Given request
Return the lines below that carry the word "index".

########################################

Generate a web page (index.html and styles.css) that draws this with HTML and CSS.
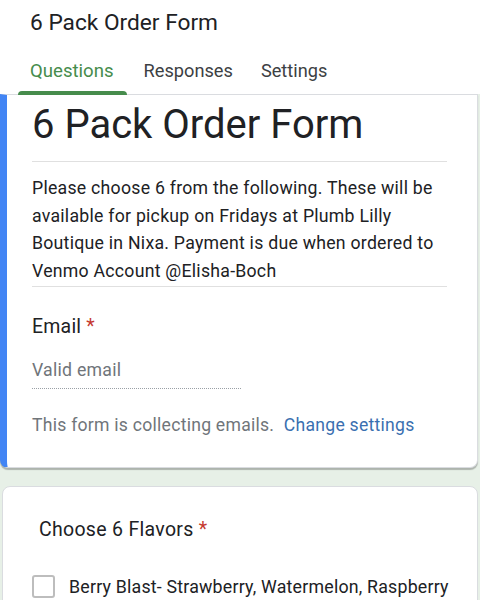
FILE: index.html
```html
<!DOCTYPE html>
<html>
<head>
<meta charset="utf-8">
<link rel="stylesheet" href="styles.css">
</head>
<body>
<header class="top">
  <div class="app-title">6 Pack Order Form</div>
  <nav class="tabs">
    <div class="tab active">Questions</div>
    <div class="tab">Responses</div>
    <div class="tab">Settings</div>
  </nav>
</header>
<main class="canvas">
  <section class="card card-head">
    <h1 class="form-title">6 Pack Order Form</h1>
    <p class="desc">Please choose 6 from the following. These will be available for pickup on Fridays at Plumb Lilly Boutique in Nixa. Payment is due when ordered to Venmo Account @Elisha-Boch</p>
    <div class="email-q">
      <div class="q-label">Email <span class="req">*</span></div>
      <div class="email-input">Valid email</div>
      <div class="note">This form is collecting emails. <span class="link">Change settings</span></div>
    </div>
  </section>
  <section class="card card-q">
    <div class="q-label q2">Choose 6 Flavors <span class="req">*</span></div>
    <label class="option"><span class="box"></span><span class="opt-text">Berry Blast- Strawberry, Watermelon, Raspberry</span></label>
  </section>
</main>
</body>
</html>
```
FILE: styles.css
```css
* { box-sizing: border-box; }
html, body { margin: 0; padding: 0; }
body {
  width: 480px;
  height: 600px;
  overflow: hidden;
  font-family: Roboto, "Noto Sans", sans-serif;
  color: #202124;
  background: #fff;
}
.top { background: #fff; }
.app-title {
  font-size: 22.7px;
  padding: 9px 0 0 30px;
  height: 48px;
  color: #202124;
}
.tabs {
  display: flex;
  padding-left: 18px;
  height: 46px;
  position: relative;
  z-index: 2;
}
.tab {
  font-size: 18.6px;
  color: #3c4043;
  padding: 12px 13px 0 12px;
  margin-right: 5px;
  position: relative;
}
.tab + .tab { font-size: 18.2px; margin-right: 3px; }
.tab.active { color: #468c4c; }
.tab.active::after {
  content: "";
  position: absolute;
  left: 0;
  right: 0;
  bottom: -1px;
  height: 4px;
  background: #468c4c;
  border-radius: 4px 4px 0 0;
}
.canvas {
  background: #e7f0e7;
  padding-bottom: 40px;
}
.card {
  background: #fff;
  border: 1px solid #dadce0;
}
.card-head {
  border-left: 7px solid #4285f4;
  border-radius: 0 0 8px 8px;
  margin-right: 2px;
  padding: 6px 30px 0 25px;
  height: 374px;
  box-shadow: 0 2px 1px rgba(0,0,0,0.25);
}
.form-title {
  margin: 0;
  font-weight: 400;
  font-size: 40px;
  line-height: 48px;
  padding-bottom: 12px;
  border-bottom: 1px solid #e0e0e0;
}
.desc {
  margin: 0;
  font-size: 17.7px;
  letter-spacing: 0.25px;
  line-height: 27.7px;
  padding: 13px 0 0;
  border-bottom: 1px solid #e0e0e0;
}
.email-q { padding-top: 28px; }
.q-label {
  font-size: 19.5px;
  letter-spacing: 0.2px;
  line-height: 24px;
}
.req { color: #c5392f; }
.email-input {
  margin-top: 21px;
  width: 209px;
  font-size: 17.7px;
  letter-spacing: 0.25px;
  color: #70757a;
  padding-bottom: 8px;
  border-bottom: 1px dotted #9aa0a6;
}
.note {
  margin-top: 26px;
  font-size: 17.6px;
  letter-spacing: 0.25px;
  color: #70757a;
}
.link { color: #3a6fb0; margin-left: 5px; }
.card-q {
  margin: 18px 2px 0 2px;
  border-radius: 8px;
  padding: 31px 20px 20px 29px;
  height: 200px;
}
.q2 { padding-left: 7px; font-size: 19.5px; letter-spacing: 0.3px; }
.option {
  display: flex;
  align-items: center;
  margin-top: 33px;
  font-size: 17.8px;
  letter-spacing: 0.2px;
  white-space: nowrap;
}
.box {
  width: 23px;
  height: 23px;
  border: 2px solid #bdbdbd;
  border-radius: 3px;
  margin-right: 14px;
  flex: none;
}
```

########################################

Result of the exercise
Generate a web page (index.html and styles.css) that draws this with HTML and CSS.
FILE: index.html
  z-index: 2;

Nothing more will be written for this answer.